NOTE B. SIGNIFICANT ACCOUNTING POLICIES
The Company considers the Evangeline Tolling Agreement to be an
operating lease as defined by SFAS No. 13 and SFAS No. 29 because of William's
ability to control the use of the plant for the next 20 years. The Evangeline
Tolling Agreement contains a monthly shaping factor which provides for a greater
portion of annual revenue to be received by the Company during the summer
months, which is designed to coincide with the physical usage of the plant. SFAS
No. 13 generally requires lessors to recognize revenue using a straight-line
approach unless another rational allocation of the revenue is more
representative of the pattern in which the leased property is employed. The
Company believes that the recognition of revenue pursuant to the monthly shaping
factor is a rational allocation method, which better reflects the expected usage
of the plant. Certain provisions of the Evangeline Tolling Agreement, such as
bonuses, are considered contingent rents as defined by SFAS No. 29. Contingent
rents are recorded as revenue in the period in which the contingency is met.
Revenue is subject to be reduced by certain penalty clauses contained in the
Evangeline Tolling Agreement. At September 30, 2000, Management has determined
that the penalties are remote and revenue was not reduced by penalties.
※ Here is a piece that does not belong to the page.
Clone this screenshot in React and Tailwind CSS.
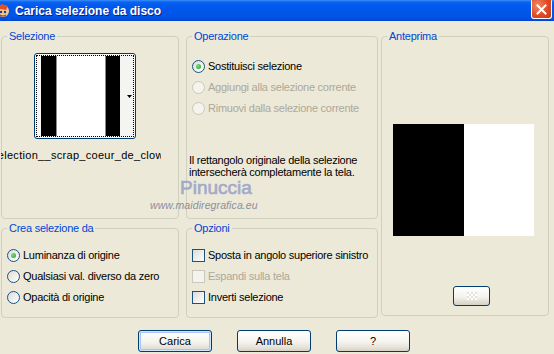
import React from 'react'

const font = "font-['Liberation_Sans',Arial,sans-serif]"

function Radio({ checked, disabled }) {
  return (
    <span
      className={
        disabled
          ? 'w-[13px] h-[13px] rounded-full border border-[#CAC8BB] bg-[#F5F4EC] flex items-center justify-center shrink-0'
          : 'w-[13px] h-[13px] rounded-full border border-[#1C5180] bg-[linear-gradient(135deg,#DCDCD7,#FFFFFF)] flex items-center justify-center shrink-0'
      }
    >
      {checked && (
        <span className="w-[5px] h-[5px] rounded-full bg-[radial-gradient(circle_at_35%_35%,#7BE07E,#21A121)]" />
      )}
    </span>
  )
}

function Check({ disabled }) {
  return (
    <span
      className={
        disabled
          ? 'w-[13px] h-[13px] border border-[#CAC8BB] bg-[#F5F4EC] shrink-0'
          : 'w-[13px] h-[13px] border border-[#1C5180] bg-[linear-gradient(135deg,#DCDCD7,#FFFFFF)] shrink-0'
      }
    />
  )
}

function Row({ control, label, disabled }) {
  return (
    <div className="h-[21px] flex items-center">
      {control}
      <span className={`ml-[3px] tracking-[-0.25px] ${disabled ? 'text-[#ACA899]' : 'text-black'}`}>{label}</span>
    </div>
  )
}

function Group({ title, className, children }) {
  return (
    <div className={`relative border border-[#D0D0BF] rounded-[4px] ${className}`}>
      <span className="absolute -top-[7px] left-[5px] px-[2px] bg-[#ECE9D8] text-[#0046D5] leading-[13px] tracking-[-0.25px]">
        {title}
      </span>
      {children}
    </div>
  )
}

function Btn({ children, isDefault, className }) {
  return (
    <button
      className={`h-[22px] border border-[#003C74] rounded-[3px] bg-[linear-gradient(#FFFFFF,#F4F3EE_55%,#E3E0D6_85%,#D6D0C5)] text-black leading-none flex items-center justify-center ${
        isDefault ? 'shadow-[inset_0_0_0_1px_#CEE7FF,inset_0_0_0_2px_#A8C4F0]' : ''
      } ${className}`}
    >
      {children}
    </button>
  )
}

function TitleIcon() {
  return (
    <svg width="16" height="16" viewBox="0 0 16 16" className="-ml-[6px] shrink-0">
      <circle cx="9" cy="8" r="6" fill="#F6C88A" />
      <path d="M3 4 L8 1 L14 3 L12 7 L6 6 Z" fill="#E0502A" />
      <circle cx="7" cy="9" r="1.2" fill="#1A3A8A" />
      <circle cx="11" cy="9" r="1.2" fill="#1A3A8A" />
      <path d="M6 12 Q9 14 12 12" stroke="#C0302A" strokeWidth="1.2" fill="none" />
      <path d="M2 13 L5 15 L4 11 Z" fill="#3FA33F" />
    </svg>
  )
}

export default function App() {
  return (
    <div className={`w-[554px] h-[354px] overflow-hidden bg-[#ECE9D8] text-[11px] ${font} relative`}>
      {/* title bar */}
      <div className="h-[21px] flex items-start bg-[linear-gradient(180deg,#3D8DF9_0%,#0863F0_10%,#0058EE_30%,#0055E7_70%,#0050E0_90%,#0042CF_100%)]">
        <div className="h-full flex items-center">
          <TitleIcon />
          <span className="ml-[5px] text-white font-bold text-[12px] [text-shadow:1px_1px_0_#0A1E8C]">
            Carica selezione da disco
          </span>
        </div>
        <div className="ml-auto mr-[2px] w-[21px] h-[19px] rounded-b-[3px] rounded-t-[1px] border border-white border-t-0 bg-[radial-gradient(circle_at_30%_30%,#F08A6A,#E04A25_55%,#C83A18)] flex items-center justify-center">
          <svg width="11" height="11" viewBox="0 0 11 11">
            <path d="M1.5 1.5 L9.5 9.5 M9.5 1.5 L1.5 9.5" stroke="#FFFFFF" strokeWidth="2" strokeLinecap="square" />
          </svg>
        </div>
      </div>

      {/* body */}
      <div className="flex pt-[15px] pl-[1px]">
        <div className="w-[178px] flex flex-col gap-[9px]">
          <Group title="Selezione" className="h-[183px]">
            <div className="pt-[16px] pl-[32px]">
              <div className="w-[102px] h-[86px] border border-[#003C74] rounded-[3px] bg-[#F7F7F4] p-[1px]">
                <div className="h-full border border-dotted border-black flex pl-[4px]">
                  <div className="w-[15px] bg-black" />
                  <div className="w-[1px] bg-[#8A8A8A]" />
                  <div className="w-[48px] bg-white" />
                  <div className="w-[1px] bg-[#8A8A8A]" />
                  <div className="w-[14px] bg-black" />
                  <div className="flex-1 bg-[#F4F4F2] flex items-center justify-end pr-[1px]">
                    <svg width="5" height="3" viewBox="0 0 5 3">
                      <path d="M0 0 H5 L2.5 3 Z" fill="#000" />
                    </svg>
                  </div>
                </div>
              </div>
            </div>
            <div className="mt-[10px] -ml-[1px] w-[160px] overflow-hidden flex justify-center">
              <span className="whitespace-nowrap leading-[13px] tracking-[0.3px]">selection__scrap_coeur_de_clown</span>
            </div>
          </Group>
          <Group title="Crea selezione da" className="h-[90px]">
            <div className="pt-[16px] pl-[5px]">
              <Row control={<Radio checked />} label="Luminanza di origine" />
              <Row control={<Radio />} label="Qualsiasi val. diverso da zero" />
              <Row control={<Radio />} label="Opacità di origine" />
            </div>
          </Group>
        </div>

        <div className="w-[192px] ml-[7px] flex flex-col gap-[9px]">
          <Group title="Operazione" className="h-[183px]">
            <div className="pt-[19px] pl-[5px]">
              <Row control={<Radio checked />} label="Sostituisci selezione" />
              <Row control={<Radio disabled />} label="Aggiungi alla selezione corrente" disabled />
              <Row control={<Radio disabled />} label="Rimuovi dalla selezione corrente" disabled />
            </div>
            <p className="mt-[35px] pl-[2px] leading-[12px] tracking-[-0.25px]">
              Il rettangolo originale della selezione
              <br />
              intersecherà completamente la tela.
            </p>
          </Group>
          <Group title="Opzioni" className="h-[90px]">
            <div className="pt-[16px] pl-[5px]">
              <Row control={<Check />} label="Sposta in angolo superiore sinistro" />
              <Row control={<Check disabled />} label="Espandi sulla tela" disabled />
              <Row control={<Check />} label="Inverti selezione" />
            </div>
          </Group>
        </div>

        <div className="w-[168px] ml-[3px]">
          <Group title="Anteprima" className="h-[280px]">
            <div className="pt-[87px] pl-[11px]">
              <div className="flex h-[112px]">
                <div className="w-[71px] bg-black" />
                <div className="w-[70px] bg-white" />
              </div>
            </div>
            <div className="mt-[50px] ml-[71px] w-[37px] h-[20px] border border-[#003C74] rounded-[3px] bg-[linear-gradient(#FFFFFF,#F4F3EE_55%,#D6D0C5)] flex items-center justify-center">
              <div className="w-[10px] h-[8px] bg-[repeating-conic-gradient(#FFFFFF_0_25%,#E4E2DA_0_50%)] bg-[length:4px_4px]" />
            </div>
          </Group>
        </div>
      </div>

      {/* buttons */}
      <div className="flex pl-[138px] gap-[25px] mt-[12px]">
        <Btn isDefault className="w-[74px]">Carica</Btn>
        <Btn className="w-[74px]">Annulla</Btn>
        <Btn className="w-[74px]">?</Btn>
      </div>

      {/* watermark */}
      <div className="absolute left-[150px] top-[177px] flex flex-col pointer-events-none">
        <span className="ml-[30px] text-[19px] leading-[21px] text-[#A3AAC8] [-webkit-text-stroke:0.6px_#A3AAC8]">Pinuccia</span>
        <span className="mt-[1px] text-[10.5px] leading-[12px] italic text-[#8D8D9C] tracking-[0.1px]">www.maidiregrafica.eu</span>
      </div>
    </div>
  )
}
NOTE C. LEGAL PROCEEDING: FUEL SUPPLY - LIGNITE
Utility Group and SWEPCO, each a 50% owner of Dolet Hills Unit 1, jointly
own lignite reserves in the Dolet Hills area of northwestern Louisiana. In 1982,
Utility Group and SWEPCO entered into the LMA with the DHMV, a partnership for
the mining and delivery of lignite from a portion of these reserves (Dolet Hills
Mine). The LMA expires in 2011. The price of lignite delivered pursuant to the
LMA is a base price per ton, subject to escalation based on certain inflation
indices, plus specified "pass-through" costs.
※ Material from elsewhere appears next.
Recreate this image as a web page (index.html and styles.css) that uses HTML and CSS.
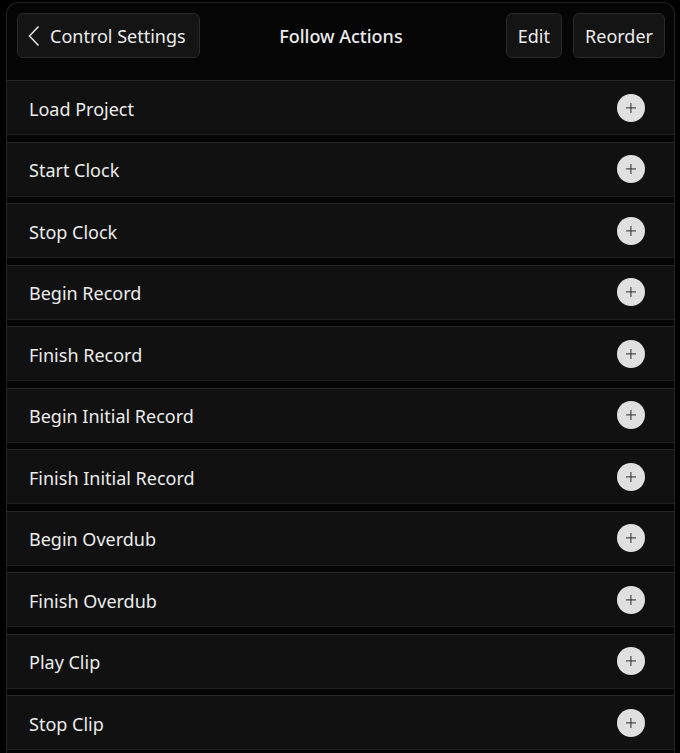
FILE: index.html
```html
<!DOCTYPE html>
<html>
<head>
<meta charset="utf-8">
<link rel="stylesheet" href="styles.css">
</head>
<body>
<div class="panel">
  <header class="topbar">
    <button class="btn back">
      <svg class="chev" width="12" height="22" viewBox="0 0 12 22"><path d="M10.5 1.5 L1.5 11 L10.5 20.5" fill="none" stroke="#e8e8e8" stroke-width="1.5"/></svg>
      <span>Control Settings</span>
    </button>
    <div class="title">Follow Actions</div>
    <div class="actions">
      <button class="btn">Edit</button>
      <button class="btn">Reorder</button>
    </div>
  </header>
  <ul class="list">
    <li class="row"><span class="label">Load Project</span><span class="add"></span></li>
    <li class="row"><span class="label">Start Clock</span><span class="add"></span></li>
    <li class="row"><span class="label">Stop Clock</span><span class="add"></span></li>
    <li class="row"><span class="label">Begin Record</span><span class="add"></span></li>
    <li class="row"><span class="label">Finish Record</span><span class="add"></span></li>
    <li class="row"><span class="label">Begin Initial Record</span><span class="add"></span></li>
    <li class="row"><span class="label">Finish Initial Record</span><span class="add"></span></li>
    <li class="row"><span class="label">Begin Overdub</span><span class="add"></span></li>
    <li class="row"><span class="label">Finish Overdub</span><span class="add"></span></li>
    <li class="row"><span class="label">Play Clip</span><span class="add"></span></li>
    <li class="row"><span class="label">Stop Clip</span><span class="add"></span></li>
  </ul>
</div>
</body>
</html>
```
FILE: styles.css
```css
html, body {
  margin: 0;
  padding: 0;
  background: #000;
  height: 753px;
  overflow: hidden;
}
body {
  font-family: "Noto Sans", "Open Sans", sans-serif;
  color: #ececec;
}
.panel {
  margin: 2px 5px 0 6px;
  border: 1px solid #232323;
  border-bottom: none;
  border-radius: 12px 12px 0 0;
  background: #050505;
  height: 760px;
  overflow: hidden;
}
.topbar {
  height: 67px;
  display: flex;
  align-items: flex-start;
  padding: 10px 9px 0 10px;
}
.btn {
  font-family: inherit;
  font-size: 18px;
  color: #ececec;
  background: #141414;
  border: 1px solid #2a2a2a;
  border-radius: 6px;
  height: 45px;
  padding: 0 11px;
  display: flex;
  align-items: center;
}
.back {
  width: 183px;
  padding-left: 10px;
  gap: 10px;
}
.chev { display: block; }
.title {
  flex: 1;
  text-align: center;
  font-size: 18px;
  font-weight: 500;
  line-height: 47px;
  padding-right: 24px;
}
.actions {
  display: flex;
  gap: 11px;
}
.list {
  list-style: none;
  margin: 0;
  padding: 0;
}
.row {
  height: 53px;
  box-sizing: content-box;
  background: #111;
  border-top: 1px solid #262626;
  border-bottom: 1px solid #1e1e1e;
  margin-bottom: 6.5px;
  display: flex;
  align-items: center;
  justify-content: space-between;
  padding: 0 29px 0 22px;
  font-size: 18px;
}
.label {
  position: relative;
  top: 1px;
}
.add {
  width: 28px;
  height: 28px;
  border-radius: 50%;
  background: #e0e0e0;
  position: relative;
}
.add::before, .add::after {
  content: "";
  position: absolute;
  background: #2a2a2a;
  left: 50%;
  top: 50%;
}
.add::before {
  width: 10px;
  height: 1.2px;
  transform: translate(-50%, -50%);
}
.add::after {
  width: 1.2px;
  height: 10px;
  transform: translate(-50%, -50%);
}
```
Currently, Utility Group is receiving annually a minimum delivery of
1,750,000 tons under the LMA. Since the late 1980s, additional spot lignite
deliveries have been obtained through competitive bidding from DHMV and another
lignite supplier. In 1999, Utility Group and SWEPCO received deliveries which
approximated 25% of the annual lignite consumption at the Dolet Hills Unit 1
from the other lignite supplier.
On April 15, 1997, Utility Group and SWEPCO filed the Federal Court Suit
against DHMV and its partners seeking to enforce various obligations of DHMV to
Utility Group and SWEPCO under the LMA, including provisions relating to the
quality of the delivered lignite,
10
<PAGE>
pricing, and mine reclamation practices. On June 15, 1997, DHMV filed an answer
denying the allegations in Utility Group's suit and filed a counterclaim
asserting various contract-related claims against Utility Group and SWEPCO.
Utility Group and SWEPCO have denied the allegations in the counterclaims.
As a result of the counterclaims filed by DHMV in the Federal Court Suit,
on August 13, 1997, Utility Group and SWEPCO filed the State Court Suit against
the parent companies of DHMV, namely Jones Capital Corporation and Philipp
Holzmann USA, Inc. The State Court Suit seeks to enforce a separate 1995
agreement by Jones Capital Corporation and Philipp Holzmann USA, Inc. related to
the LMA. Jones Capital Corporation and Philipp Holzmann USA, Inc. have asked the
state court to stay that proceeding until the Federal Court Suit is resolved.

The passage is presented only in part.